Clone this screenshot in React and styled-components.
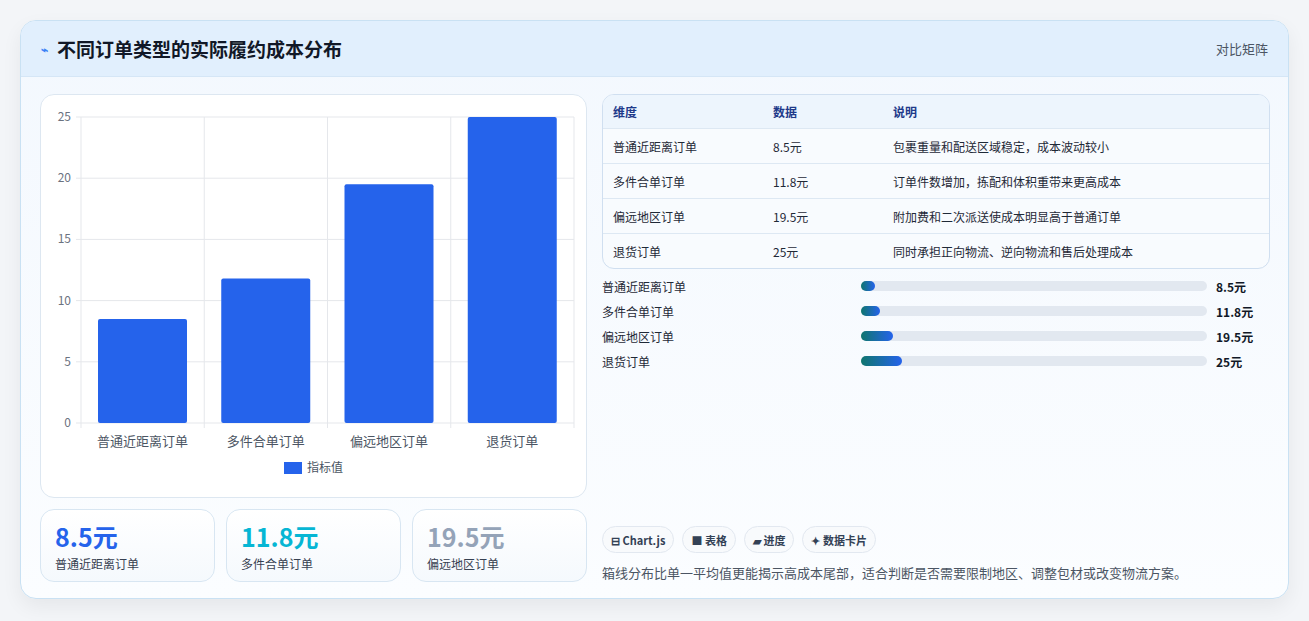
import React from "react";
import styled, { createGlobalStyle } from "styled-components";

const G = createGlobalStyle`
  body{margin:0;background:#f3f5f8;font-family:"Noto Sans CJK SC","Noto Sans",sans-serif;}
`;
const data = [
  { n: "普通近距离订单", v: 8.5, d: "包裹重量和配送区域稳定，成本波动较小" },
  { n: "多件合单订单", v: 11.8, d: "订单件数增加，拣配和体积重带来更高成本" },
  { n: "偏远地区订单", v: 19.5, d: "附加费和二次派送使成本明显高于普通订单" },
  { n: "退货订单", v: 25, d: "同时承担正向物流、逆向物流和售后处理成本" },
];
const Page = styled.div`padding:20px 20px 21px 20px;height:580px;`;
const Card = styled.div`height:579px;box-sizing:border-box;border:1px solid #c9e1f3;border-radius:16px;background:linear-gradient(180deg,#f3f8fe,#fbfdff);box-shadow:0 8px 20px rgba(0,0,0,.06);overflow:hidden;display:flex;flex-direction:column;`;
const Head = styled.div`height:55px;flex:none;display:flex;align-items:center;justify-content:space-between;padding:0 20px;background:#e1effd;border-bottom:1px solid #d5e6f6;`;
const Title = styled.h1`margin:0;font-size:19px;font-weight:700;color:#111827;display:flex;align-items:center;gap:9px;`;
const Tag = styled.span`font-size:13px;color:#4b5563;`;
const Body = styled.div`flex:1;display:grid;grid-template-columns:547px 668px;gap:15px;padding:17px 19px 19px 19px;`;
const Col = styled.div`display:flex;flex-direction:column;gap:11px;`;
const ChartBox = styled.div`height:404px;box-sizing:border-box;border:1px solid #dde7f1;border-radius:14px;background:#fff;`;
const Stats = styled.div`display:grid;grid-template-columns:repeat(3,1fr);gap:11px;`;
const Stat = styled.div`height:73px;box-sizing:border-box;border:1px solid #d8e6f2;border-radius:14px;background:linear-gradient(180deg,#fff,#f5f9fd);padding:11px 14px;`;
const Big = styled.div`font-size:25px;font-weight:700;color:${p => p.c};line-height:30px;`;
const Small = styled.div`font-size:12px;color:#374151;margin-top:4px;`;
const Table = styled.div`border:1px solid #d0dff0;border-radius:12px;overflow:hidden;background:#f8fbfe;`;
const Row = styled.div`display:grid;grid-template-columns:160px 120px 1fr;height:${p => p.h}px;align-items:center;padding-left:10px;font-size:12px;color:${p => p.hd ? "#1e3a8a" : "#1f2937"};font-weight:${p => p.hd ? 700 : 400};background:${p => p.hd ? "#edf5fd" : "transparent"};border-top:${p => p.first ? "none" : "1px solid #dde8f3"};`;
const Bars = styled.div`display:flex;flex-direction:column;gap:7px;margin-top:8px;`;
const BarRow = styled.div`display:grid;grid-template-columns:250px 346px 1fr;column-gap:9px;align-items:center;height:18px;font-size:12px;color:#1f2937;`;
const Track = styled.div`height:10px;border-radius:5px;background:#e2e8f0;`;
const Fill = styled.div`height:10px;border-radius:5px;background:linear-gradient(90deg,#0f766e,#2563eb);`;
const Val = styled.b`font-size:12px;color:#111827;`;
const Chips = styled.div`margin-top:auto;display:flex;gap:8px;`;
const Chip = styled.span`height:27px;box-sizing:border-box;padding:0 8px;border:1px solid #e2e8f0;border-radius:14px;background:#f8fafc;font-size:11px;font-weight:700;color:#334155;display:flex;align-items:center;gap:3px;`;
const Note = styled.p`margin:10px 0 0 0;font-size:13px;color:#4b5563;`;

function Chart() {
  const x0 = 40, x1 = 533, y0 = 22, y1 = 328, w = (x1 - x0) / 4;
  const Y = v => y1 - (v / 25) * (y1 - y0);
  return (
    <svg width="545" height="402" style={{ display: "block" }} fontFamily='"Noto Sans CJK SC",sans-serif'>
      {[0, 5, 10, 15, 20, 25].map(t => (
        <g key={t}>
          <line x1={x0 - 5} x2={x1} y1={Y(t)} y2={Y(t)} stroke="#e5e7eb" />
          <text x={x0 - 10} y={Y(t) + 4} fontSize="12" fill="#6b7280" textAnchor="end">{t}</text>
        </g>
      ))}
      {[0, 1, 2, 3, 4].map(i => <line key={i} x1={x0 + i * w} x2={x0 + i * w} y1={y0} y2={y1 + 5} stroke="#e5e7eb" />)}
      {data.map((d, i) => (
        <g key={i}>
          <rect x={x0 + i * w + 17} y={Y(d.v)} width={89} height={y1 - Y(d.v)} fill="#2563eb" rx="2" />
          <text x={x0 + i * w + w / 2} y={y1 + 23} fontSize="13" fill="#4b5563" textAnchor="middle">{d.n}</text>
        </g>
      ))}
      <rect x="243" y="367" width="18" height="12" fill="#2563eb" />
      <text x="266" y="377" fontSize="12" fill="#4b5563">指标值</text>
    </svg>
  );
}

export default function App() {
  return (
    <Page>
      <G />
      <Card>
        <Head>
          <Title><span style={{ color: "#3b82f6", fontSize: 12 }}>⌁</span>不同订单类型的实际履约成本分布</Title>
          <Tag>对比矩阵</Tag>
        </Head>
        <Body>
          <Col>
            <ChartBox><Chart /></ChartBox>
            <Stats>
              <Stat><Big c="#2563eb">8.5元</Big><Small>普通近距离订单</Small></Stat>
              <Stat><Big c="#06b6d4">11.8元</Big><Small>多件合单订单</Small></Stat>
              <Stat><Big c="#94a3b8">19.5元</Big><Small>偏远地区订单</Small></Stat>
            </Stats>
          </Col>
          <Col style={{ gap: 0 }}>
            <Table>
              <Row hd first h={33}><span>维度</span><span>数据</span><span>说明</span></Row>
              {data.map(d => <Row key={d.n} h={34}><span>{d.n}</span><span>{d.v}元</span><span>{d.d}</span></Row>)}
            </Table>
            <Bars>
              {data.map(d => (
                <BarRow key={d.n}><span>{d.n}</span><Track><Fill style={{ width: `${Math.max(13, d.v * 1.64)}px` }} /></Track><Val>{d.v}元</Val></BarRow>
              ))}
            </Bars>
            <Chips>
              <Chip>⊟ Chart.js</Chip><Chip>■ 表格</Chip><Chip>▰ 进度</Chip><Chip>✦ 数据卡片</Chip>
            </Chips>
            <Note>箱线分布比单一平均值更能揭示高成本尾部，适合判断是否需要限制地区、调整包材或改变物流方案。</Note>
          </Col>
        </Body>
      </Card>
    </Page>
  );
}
---*---
EXERCISE » Reproduce all of the material exactly, apart from the pictures.

EXPECTED ANSWER »
Clone this screenshot in React and styled-components.
import React from "react";
import styled, { createGlobalStyle } from "styled-components";

const G = createGlobalStyle`
  body{margin:0;background:#f3f5f8;font-family:"Noto Sans CJK SC","Noto Sans",sans-serif;}
`;
const data = [
  { n: "普通近距离订单", v: 8.5, d: "包裹重量和配送区域稳定，成本波动较小" },
  { n: "多件合单订单", v: 11.8, d: "订单件数增加，拣配和体积重带来更高成本" },
  { n: "偏远地区订单", v: 19.5, d: "附加费和二次派送使成本明显高于普通订单" },
  { n: "退货订单", v: 25, d: "同时承担正向物流、逆向物流和售后处理成本" },
];
const Page = styled.div`padding:20px 20px 21px 20px;height:580px;`;
const Card = styled.div`height:579px;box-sizing:border-box;border:1px solid #c9e1f3;border-radius:16px;background:linear-gradient(180deg,#f3f8fe,#fbfdff);box-shadow:0 8px 20px rgba(0,0,0,.06);overflow:hidden;display:flex;flex-direction:column;`;
const Head = styled.div`height:55px;flex:none;display:flex;align-items:center;justify-content:space-between;padding:0 20px;background:#e1effd;border-bottom:1px solid #d5e6f6;`;
const Title = styled.h1`margin:0;font-size:19px;font-weight:700;color:#111827;display:flex;align-items:center;gap:9px;`;
const Tag = styled.span`font-size:13px;color:#4b5563;`;
const Body = styled.div`flex:1;display:grid;grid-template-columns:547px 668px;gap:15px;padding:17px 19px 19px 19px;`;
const Col = styled.div`display:flex;flex-direction:column;gap:11px;`;
const ChartBox = styled.div`height:404px;box-sizing:border-box;border:1px solid #dde7f1;border-radius:14px;background:#fff;`;
const Stats = styled.div`display:grid;grid-template-columns:repeat(3,1fr);gap:11px;`;
const Stat = styled.div`height:73px;box-sizing:border-box;border:1px solid #d8e6f2;border-radius:14px;background:linear-gradient(180deg,#fff,#f5f9fd);padding:11px 14px;`;
const Big = styled.div`font-size:25px;font-weight:700;color:${p => p.c};line-height:30px;`;
const Small = styled.div`font-size:12px;color:#374151;margin-top:4px;`;
const Table = styled.div`border:1px solid #d0dff0;border-radius:12px;overflow:hidden;background:#f8fbfe;`;
const Row = styled.div`display:grid;grid-template-columns:160px 120px 1fr;height:${p => p.h}px;align-items:center;padding-left:10px;font-size:12px;color:${p => p.hd ? "#1e3a8a" : "#1f2937"};font-weight:${p => p.hd ? 700 : 400};background:${p => p.hd ? "#edf5fd" : "transparent"};border-top:${p => p.first ? "none" : "1px solid #dde8f3"};`;
const Bars = styled.div`display:flex;flex-direction:column;gap:7px;margin-top:8px;`;
const BarRow = styled.div`display:grid;grid-template-columns:250px 346px 1fr;column-gap:9px;align-items:center;height:18px;font-size:12px;color:#1f2937;`;
const Track = styled.div`height:10px;border-radius:5px;background:#e2e8f0;`;
const Fill = styled.div`height:10px;border-radius:5px;background:linear-gradient(90deg,#0f766e,#2563eb);`;
const Val = styled.b`font-size:12px;color:#111827;`;
const Chips = styled.div`margin-top:auto;display:flex;gap:8px;`;
const Chip = styled.span`height:27px;box-sizing:border-box;padding:0 8px;border:1px solid #e2e8f0;border-radius:14px;background:#f8fafc;font-size:11px;font-weight:700;color:#334155;display:flex;align-items:center;gap:3px;`;
const Note = styled.p`margin:10px 0 0 0;font-size:13px;color:#4b5563;`;

function Chart() {
  const x0 = 40, x1 = 533, y0 = 22, y1 = 328, w = (x1 - x0) / 4;
  const Y = v => y1 - (v / 25) * (y1 - y0);
  return (
    <svg width="545" height="402" style={{ display: "block" }} fontFamily='"Noto Sans CJK SC",sans-serif'>
      {[0, 5, 10, 15, 20, 25].map(t => (
        <g key={t}>
          <line x1={x0 - 5} x2={x1} y1={Y(t)} y2={Y(t)} stroke="#e5e7eb" />
          <text x={x0 - 10} y={Y(t) + 4} fontSize="12" fill="#6b7280" textAnchor="end">{t}</text>
        </g>
      ))}
      {[0, 1, 2, 3, 4].map(i => <line key={i} x1={x0 + i * w} x2={x0 + i * w} y1={y0} y2={y1 + 5} stroke="#e5e7eb" />)}
      {data.map((d, i) => (
        <g key={i}>
          <rect x={x0 + i * w + 17} y={Y(d.v)} width={89} height={y1 - Y(d.v)} fill="#2563eb" rx="2" />
          <text x={x0 + i * w + w / 2} y={y1 + 23} fontSize="13" fill="#4b5563" textAnchor="middle">{d.n}</text>
        </g>
      ))}
      <rect x="243" y="367" width="18" height="12" fill="#2563eb" />
      <text x="266" y="377" fontSize="12" fill="#4b5563">指标值</text>
    </svg>
  );
}

export default function App() {
  return (
    <Page>
      <G />
      <Card>
        <Head>
          <Title><span style={{ color: "#3b82f6", fontSize: 12 }}>⌁</span>不同订单类型的实际履约成本分布</Title>
          <Tag>对比矩阵</Tag>
        </Head>
        <Body>
          <Col>
            <ChartBox><Chart /></ChartBox>
            <Stats>
              <Stat><Big c="#2563eb">8.5元</Big><Small>普通近距离订单</Small></Stat>
              <Stat><Big c="#06b6d4">11.8元</Big><Small>多件合单订单</Small></Stat>
              <Stat><Big c="#94a3b8">19.5元</Big><Small>偏远地区订单</Small></Stat>
            </Stats>
          </Col>
          <Col style={{ gap: 0 }}>
            <Table>
              <Row hd first h={33}><span>维度</span><span>数据</span><span>说明</span></Row>
              {data.map(d => <Row key={d.n} h={34}><span>{d.n}</span><span>{d.v}元</span><span>{d.d}</span></Row>)}
            </Table>
            <Bars>
              {data.map(d => (
                <BarRow key={d.n}><span>{d.n}</span><Track><Fill style={{ width: `${Math.max(13, d.v * 1.64)}px` }} /></Track><Val>{d.v}元</Val></BarRow>
              ))}
            </Bars>
            <Chips>
              <Chip>⊟ Chart.js</Chip><Chip>■ 表格</Chip><Chip>▰ 进度</Chip><Chip>✦ 数据卡片</Chip>
            </Chips>
            <Note>箱线分布比单一平均值更能揭示高成本尾部，适合判断是否需要限制地区、调整包材或改变物流方案。</Note>
          </Col>
        </Body>
      </Card>
    </Page>
  );
}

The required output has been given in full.